United Airlines’ parent company CEO Oscar Munoz issued a letter late Monday defending his employees, saying the passenger was being “disruptive and belligerent.”

While Munoz said he was “upset” to see and hear what happened, “our employees followed established procedures for dealing with situations like this.”

Chicago’s Aviation Department said the security officer who grabbed the passenger had been placed on leave.

“The incidence on United Flight 3411 was not in accordance with our standard operating procedure and the actions of the aviation security officer are obviously not condoned by the department,’ the agency said in a statement.

After a three-hour delay, United Express Flight 3411 took off without the man aboard.

Airlines are allowed to sell more tickets than seats on the plane. They routinely overbook flights because some people do not show up.

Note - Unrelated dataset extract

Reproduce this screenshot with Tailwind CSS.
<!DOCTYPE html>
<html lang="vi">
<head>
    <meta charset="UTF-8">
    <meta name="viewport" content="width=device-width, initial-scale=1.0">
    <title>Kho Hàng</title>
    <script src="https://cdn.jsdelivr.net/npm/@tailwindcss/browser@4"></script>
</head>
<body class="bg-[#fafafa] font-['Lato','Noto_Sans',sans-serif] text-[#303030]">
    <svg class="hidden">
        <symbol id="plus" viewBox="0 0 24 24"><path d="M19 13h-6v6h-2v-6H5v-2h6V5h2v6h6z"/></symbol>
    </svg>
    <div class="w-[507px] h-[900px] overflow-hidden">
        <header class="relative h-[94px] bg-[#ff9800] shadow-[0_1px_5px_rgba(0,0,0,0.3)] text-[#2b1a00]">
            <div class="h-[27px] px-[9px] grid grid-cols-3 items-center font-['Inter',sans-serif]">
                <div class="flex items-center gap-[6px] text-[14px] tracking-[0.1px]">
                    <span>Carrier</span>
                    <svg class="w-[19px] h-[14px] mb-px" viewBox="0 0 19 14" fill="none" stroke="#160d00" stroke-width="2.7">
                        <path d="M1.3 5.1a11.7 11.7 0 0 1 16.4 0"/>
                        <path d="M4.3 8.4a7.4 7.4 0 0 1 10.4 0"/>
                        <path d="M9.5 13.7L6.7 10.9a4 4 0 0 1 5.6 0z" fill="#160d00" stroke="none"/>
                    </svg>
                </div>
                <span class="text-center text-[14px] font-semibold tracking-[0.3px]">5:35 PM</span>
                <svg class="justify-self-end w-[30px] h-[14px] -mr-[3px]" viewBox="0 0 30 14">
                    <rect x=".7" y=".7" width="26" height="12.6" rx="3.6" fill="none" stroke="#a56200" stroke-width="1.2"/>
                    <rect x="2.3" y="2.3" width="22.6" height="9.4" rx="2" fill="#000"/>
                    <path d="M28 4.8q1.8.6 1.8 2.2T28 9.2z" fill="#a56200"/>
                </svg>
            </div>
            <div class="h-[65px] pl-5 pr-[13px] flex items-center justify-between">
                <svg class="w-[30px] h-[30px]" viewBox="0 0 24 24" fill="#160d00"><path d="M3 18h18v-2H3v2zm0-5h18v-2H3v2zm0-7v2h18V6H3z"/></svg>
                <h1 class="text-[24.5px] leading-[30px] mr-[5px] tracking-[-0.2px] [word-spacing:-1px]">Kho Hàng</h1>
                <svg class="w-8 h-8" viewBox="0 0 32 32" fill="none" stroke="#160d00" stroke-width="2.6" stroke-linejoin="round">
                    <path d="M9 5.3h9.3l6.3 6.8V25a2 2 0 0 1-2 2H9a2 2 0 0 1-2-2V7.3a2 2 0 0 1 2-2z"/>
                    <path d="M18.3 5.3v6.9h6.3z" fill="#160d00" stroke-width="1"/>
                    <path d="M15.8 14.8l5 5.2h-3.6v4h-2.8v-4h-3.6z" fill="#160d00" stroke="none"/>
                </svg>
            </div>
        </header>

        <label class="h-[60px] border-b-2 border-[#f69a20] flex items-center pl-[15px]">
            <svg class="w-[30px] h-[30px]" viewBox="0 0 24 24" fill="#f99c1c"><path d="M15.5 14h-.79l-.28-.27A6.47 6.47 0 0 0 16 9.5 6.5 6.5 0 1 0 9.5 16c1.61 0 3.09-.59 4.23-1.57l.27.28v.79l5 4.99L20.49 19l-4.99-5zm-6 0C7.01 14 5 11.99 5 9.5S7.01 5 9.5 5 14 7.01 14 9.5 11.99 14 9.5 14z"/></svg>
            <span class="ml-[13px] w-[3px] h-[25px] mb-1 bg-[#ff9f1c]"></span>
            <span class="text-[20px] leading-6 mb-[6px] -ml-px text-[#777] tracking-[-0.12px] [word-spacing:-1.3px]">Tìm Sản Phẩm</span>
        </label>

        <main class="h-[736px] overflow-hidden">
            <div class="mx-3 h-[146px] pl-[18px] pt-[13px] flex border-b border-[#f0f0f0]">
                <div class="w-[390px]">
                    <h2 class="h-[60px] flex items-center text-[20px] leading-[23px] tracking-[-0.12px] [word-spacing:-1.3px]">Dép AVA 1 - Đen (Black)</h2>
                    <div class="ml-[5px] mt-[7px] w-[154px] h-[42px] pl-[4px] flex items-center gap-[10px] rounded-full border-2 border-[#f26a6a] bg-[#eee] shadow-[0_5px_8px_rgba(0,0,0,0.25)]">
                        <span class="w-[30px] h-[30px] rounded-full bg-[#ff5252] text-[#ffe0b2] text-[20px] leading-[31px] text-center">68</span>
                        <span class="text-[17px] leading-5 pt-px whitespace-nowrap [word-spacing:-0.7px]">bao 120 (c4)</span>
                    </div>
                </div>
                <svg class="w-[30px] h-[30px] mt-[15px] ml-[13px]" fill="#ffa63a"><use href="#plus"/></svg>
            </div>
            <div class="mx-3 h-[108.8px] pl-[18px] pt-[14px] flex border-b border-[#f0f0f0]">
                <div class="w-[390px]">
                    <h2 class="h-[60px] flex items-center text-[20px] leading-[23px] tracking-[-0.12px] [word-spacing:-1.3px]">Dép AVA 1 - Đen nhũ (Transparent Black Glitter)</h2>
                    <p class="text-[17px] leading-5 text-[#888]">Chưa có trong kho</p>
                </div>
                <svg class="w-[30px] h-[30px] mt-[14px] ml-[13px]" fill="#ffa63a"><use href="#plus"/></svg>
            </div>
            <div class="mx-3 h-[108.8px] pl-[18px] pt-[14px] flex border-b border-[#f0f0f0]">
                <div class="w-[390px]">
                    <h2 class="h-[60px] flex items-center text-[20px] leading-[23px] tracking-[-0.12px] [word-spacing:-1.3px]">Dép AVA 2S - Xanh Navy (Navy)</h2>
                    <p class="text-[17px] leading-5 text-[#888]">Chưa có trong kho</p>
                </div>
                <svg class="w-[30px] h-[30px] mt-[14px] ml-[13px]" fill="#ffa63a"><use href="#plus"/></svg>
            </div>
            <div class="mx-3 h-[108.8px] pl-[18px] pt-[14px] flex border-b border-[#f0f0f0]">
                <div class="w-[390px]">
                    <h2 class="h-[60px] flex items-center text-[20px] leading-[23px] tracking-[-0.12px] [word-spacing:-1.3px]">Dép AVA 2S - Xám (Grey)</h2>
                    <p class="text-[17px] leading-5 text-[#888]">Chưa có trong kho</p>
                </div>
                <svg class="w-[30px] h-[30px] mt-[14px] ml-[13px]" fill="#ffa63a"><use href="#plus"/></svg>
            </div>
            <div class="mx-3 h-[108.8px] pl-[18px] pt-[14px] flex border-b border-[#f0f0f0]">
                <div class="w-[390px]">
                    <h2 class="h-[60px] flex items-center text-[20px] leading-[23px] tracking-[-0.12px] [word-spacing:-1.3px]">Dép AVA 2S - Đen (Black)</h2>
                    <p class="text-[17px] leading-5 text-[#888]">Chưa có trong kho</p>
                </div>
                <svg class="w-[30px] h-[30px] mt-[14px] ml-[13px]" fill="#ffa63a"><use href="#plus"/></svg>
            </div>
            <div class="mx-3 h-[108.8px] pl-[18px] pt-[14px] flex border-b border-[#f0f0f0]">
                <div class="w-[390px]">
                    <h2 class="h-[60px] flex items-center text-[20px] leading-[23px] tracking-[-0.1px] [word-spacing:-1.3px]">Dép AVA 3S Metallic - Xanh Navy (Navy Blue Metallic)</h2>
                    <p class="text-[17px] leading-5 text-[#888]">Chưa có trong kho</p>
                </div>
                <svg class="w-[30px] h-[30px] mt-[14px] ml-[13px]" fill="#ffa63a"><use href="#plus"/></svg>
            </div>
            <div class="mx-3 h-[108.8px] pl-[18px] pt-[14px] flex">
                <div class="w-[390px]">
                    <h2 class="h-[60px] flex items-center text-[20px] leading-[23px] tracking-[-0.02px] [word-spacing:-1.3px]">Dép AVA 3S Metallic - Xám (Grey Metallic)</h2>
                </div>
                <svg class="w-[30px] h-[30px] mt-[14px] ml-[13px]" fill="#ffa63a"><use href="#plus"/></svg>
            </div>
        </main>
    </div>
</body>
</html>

It’s not unusual for airlines to offer travel vouchers to encourage people to give up their seats, and there are no rules for the process. When an airline demands that a passenger give up a seat, the airline is required to pay double the passenger’s one-way fare, up to $675 provided the passenger is put on a flight that arrives within one to two hours of the original. The compensation rises to four times the ticket price, up to $1,350, for longer delays.

When they bump passengers, airlines are required to give those passengers a written description of their compensation rights.

Last year, United forced 3,765 people off oversold flights and another 62,895 United passengers volunteered to give up their seats, probably in exchange for travel vouchers. That’s out of more than 86 million people who boarded a United flight in 2016, according to government figures. United ranks in the middle of U.S. carriers when it comes to bumping passengers.

ExpressJet, which operates flights under the United Express, American Eagle and Delta Connection names, had the highest rate of bumping passengers last year. Among the largest carriers, Southwest Airlines had the highest rate, followed by JetBlue Airways.